Migrant*innensportvereine als Potenzial für die Zukunft
Das anschließende als Streitgespräch anmoderierte Rededuell mit Dr. Özgür Özvatan, Dr. Asmaa El Idrissi, Dr. Thaya Vester, Frank Eser und Prof. Dr. Silvester Stahl diskutierte lebhaft die Rolle und das Potenzial migrantischer Sportvereine.

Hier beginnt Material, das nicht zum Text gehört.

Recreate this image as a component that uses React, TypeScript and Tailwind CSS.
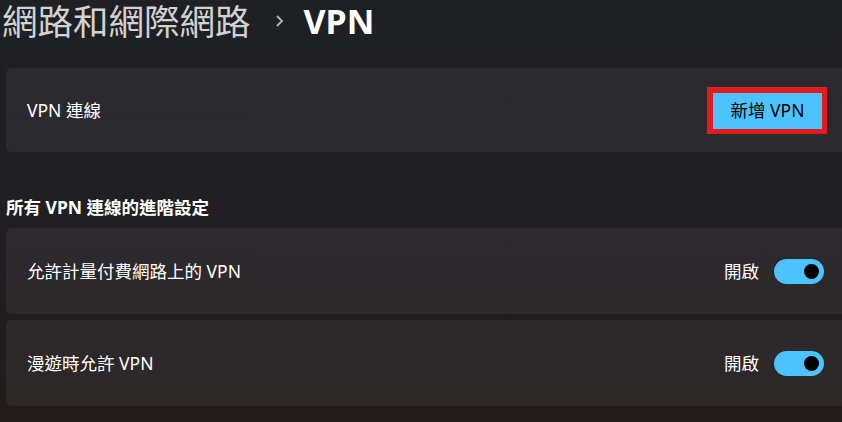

Vor allem wurde hervorgehoben, dass sich die Vereinslandschaft in Deutschland keinen organisierten und ehrenamtlichen Sport ohne migrantische Sportvereine leisten kann. Die Schwierigkeit besteht vor allem darin, sich der Frage zu stellen, wie wir gesamtgesellschaftlich mit etablierten Vereinen und Migrant*innensportvereinen arbeiten werden. Wie können wir in Zukunft gemeinsam agieren und wie schaffen wir es, sowohl Safe Spaces für Menschen mit Migrationsgeschichte zu schaffen - die mit migrantischen Sportvereinen oft gestellt werden - und nicht-migrantische Sportvereine interkulturell zu öffnen. Rassismus und Diskriminierung sind in der Vereinslandschaft nach wie vor allgegenwärtig und solange keine inklusiven Strukturen geschaffen werden, auf Leitungsebene keine diverse Besetzung bestehen, ist eine realistische Abbildung unserer diversen Gesellschaft im Sport und im Verein nicht möglich.
Zum Abschluss der Veranstaltung gaben Cana Nurtsch von der TGD sowie Sabine Landau vom DOSB noch einen Ausblick auf die nächsten Schritte der gemeinsamen Kooperation, und einen Einblick, an welchen Stellen die Ergebnisse des Projektes konkret in die Arbeit des DOSB einfließen.
Die Projekte Bewegte Zukunft und Bewegte Zukunft UEFA EURO 2024™ werden vom Bundesamt für Migration und Flüchtlinge (BAMF) verwaltet und vom Bundesministerium des Innern und für Heimat gefördert.